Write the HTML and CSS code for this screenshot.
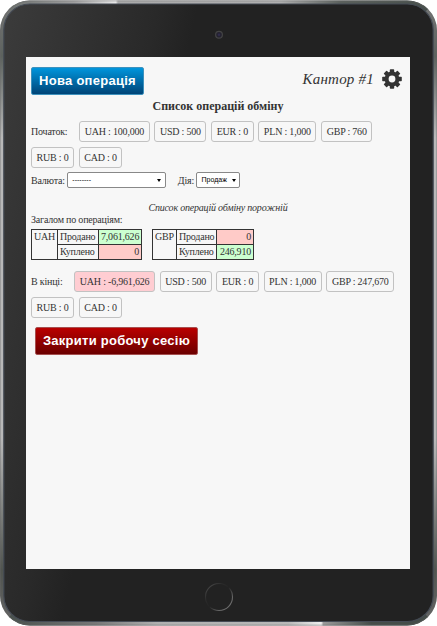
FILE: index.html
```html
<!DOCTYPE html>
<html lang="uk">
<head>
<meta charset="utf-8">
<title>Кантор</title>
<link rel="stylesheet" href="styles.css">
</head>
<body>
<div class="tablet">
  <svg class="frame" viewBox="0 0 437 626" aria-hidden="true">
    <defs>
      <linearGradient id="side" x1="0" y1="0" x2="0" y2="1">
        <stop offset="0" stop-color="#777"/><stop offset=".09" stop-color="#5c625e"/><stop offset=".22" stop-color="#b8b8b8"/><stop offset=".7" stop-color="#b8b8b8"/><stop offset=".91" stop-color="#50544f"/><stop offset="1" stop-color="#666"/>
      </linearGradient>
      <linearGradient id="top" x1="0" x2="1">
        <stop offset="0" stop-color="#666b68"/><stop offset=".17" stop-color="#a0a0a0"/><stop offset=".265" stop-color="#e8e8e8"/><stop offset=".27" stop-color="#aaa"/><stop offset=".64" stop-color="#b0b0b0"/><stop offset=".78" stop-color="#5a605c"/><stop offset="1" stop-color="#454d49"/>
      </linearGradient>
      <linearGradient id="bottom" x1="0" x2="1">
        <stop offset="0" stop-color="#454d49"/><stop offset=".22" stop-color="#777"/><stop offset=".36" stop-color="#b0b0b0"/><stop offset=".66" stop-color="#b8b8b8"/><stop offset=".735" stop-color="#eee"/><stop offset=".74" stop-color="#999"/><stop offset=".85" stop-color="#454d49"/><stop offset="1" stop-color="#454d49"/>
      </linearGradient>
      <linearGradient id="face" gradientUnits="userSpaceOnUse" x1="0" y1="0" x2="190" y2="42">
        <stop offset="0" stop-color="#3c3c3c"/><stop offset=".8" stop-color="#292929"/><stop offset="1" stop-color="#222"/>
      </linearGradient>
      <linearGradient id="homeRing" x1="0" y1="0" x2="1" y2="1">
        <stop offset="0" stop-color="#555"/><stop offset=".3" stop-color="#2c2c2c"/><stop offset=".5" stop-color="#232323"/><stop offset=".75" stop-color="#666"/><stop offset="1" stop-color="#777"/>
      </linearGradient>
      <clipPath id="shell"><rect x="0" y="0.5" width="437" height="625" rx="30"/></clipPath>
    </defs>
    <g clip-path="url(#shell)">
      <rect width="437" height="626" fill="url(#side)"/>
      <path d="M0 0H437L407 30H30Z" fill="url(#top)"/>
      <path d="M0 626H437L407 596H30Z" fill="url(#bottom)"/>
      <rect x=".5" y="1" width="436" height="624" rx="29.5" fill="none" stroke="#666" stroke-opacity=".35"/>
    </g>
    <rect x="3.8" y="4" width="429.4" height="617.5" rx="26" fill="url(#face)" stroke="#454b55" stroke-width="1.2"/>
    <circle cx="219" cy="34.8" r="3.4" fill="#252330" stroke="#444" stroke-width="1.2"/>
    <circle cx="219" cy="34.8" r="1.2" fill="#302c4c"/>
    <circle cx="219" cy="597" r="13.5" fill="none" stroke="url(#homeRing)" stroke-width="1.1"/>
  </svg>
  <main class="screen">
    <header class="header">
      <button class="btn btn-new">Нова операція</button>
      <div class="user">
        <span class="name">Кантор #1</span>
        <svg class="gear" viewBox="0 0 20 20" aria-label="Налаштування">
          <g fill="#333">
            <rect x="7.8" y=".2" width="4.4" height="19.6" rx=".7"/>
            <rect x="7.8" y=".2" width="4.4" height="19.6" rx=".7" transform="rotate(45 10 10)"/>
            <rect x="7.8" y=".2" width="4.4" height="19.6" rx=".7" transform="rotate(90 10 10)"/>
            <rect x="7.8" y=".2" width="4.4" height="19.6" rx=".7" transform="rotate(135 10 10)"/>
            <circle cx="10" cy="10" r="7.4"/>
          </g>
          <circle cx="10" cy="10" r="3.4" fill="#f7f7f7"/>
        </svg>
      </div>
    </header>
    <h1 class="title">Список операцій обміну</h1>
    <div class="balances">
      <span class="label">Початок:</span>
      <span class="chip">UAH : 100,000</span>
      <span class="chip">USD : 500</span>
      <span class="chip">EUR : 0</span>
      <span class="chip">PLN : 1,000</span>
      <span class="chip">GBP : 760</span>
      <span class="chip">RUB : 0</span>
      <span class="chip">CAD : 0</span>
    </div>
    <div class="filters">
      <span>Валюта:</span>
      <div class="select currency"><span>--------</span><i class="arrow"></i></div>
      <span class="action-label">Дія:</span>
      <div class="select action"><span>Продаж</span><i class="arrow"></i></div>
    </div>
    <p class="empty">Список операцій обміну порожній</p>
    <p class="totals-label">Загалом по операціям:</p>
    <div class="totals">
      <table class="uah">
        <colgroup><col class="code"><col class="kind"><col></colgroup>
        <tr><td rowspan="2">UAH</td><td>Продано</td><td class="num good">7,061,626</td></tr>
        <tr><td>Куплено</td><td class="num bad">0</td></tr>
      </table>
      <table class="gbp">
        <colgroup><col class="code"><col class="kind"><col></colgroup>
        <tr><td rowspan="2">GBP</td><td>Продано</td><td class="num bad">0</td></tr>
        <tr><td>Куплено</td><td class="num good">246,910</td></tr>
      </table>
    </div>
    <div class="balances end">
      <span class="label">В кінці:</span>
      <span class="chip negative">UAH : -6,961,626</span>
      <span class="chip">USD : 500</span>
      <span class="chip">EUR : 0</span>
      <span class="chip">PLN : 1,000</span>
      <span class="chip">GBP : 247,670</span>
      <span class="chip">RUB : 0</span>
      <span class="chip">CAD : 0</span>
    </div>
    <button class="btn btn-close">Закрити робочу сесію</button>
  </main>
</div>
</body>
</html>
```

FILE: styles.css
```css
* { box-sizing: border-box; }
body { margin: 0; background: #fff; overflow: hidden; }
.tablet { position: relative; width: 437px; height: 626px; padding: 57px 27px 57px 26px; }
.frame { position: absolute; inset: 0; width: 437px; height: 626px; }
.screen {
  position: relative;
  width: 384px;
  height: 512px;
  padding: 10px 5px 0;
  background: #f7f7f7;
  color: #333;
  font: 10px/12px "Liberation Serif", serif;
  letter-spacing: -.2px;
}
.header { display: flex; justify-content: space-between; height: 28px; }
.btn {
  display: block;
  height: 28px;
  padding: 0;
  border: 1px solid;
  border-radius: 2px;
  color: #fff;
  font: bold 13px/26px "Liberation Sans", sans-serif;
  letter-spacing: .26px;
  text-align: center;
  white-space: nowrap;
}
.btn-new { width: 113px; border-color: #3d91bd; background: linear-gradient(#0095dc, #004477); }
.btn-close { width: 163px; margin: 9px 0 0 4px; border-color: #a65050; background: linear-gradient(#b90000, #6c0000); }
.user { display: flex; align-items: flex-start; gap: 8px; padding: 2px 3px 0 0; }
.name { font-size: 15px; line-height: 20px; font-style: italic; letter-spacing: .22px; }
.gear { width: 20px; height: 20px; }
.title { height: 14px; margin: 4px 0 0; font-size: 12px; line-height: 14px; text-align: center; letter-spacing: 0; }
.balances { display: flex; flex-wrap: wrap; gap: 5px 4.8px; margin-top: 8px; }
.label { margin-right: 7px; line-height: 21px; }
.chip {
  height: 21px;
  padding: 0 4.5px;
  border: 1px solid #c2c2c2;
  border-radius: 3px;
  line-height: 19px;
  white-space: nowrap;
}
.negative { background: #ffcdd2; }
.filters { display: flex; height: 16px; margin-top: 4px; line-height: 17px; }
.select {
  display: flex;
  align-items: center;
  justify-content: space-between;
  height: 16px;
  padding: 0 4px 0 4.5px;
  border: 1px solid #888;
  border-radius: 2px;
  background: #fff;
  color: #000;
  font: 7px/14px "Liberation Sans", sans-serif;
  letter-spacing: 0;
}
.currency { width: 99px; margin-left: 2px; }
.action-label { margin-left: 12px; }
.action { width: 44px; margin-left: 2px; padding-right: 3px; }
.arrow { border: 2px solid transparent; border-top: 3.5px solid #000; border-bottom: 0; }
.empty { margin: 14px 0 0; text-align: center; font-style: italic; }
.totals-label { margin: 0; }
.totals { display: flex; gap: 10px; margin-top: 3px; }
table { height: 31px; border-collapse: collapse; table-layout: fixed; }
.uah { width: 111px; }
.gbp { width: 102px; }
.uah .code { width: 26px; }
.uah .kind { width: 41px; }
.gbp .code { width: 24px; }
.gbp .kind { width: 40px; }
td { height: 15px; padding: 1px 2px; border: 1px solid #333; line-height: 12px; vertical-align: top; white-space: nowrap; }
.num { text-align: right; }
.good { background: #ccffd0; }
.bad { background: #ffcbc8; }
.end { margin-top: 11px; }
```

Direction -
Identify and list each line with the word "code".

Written answer -
Write the HTML and CSS code for this screenshot.
        <colgroup><col class="code"><col class="kind"><col></colgroup>
        <colgroup><col class="code"><col class="kind"><col></colgroup>
.uah .code { width: 26px; }
.gbp .code { width: 24px; }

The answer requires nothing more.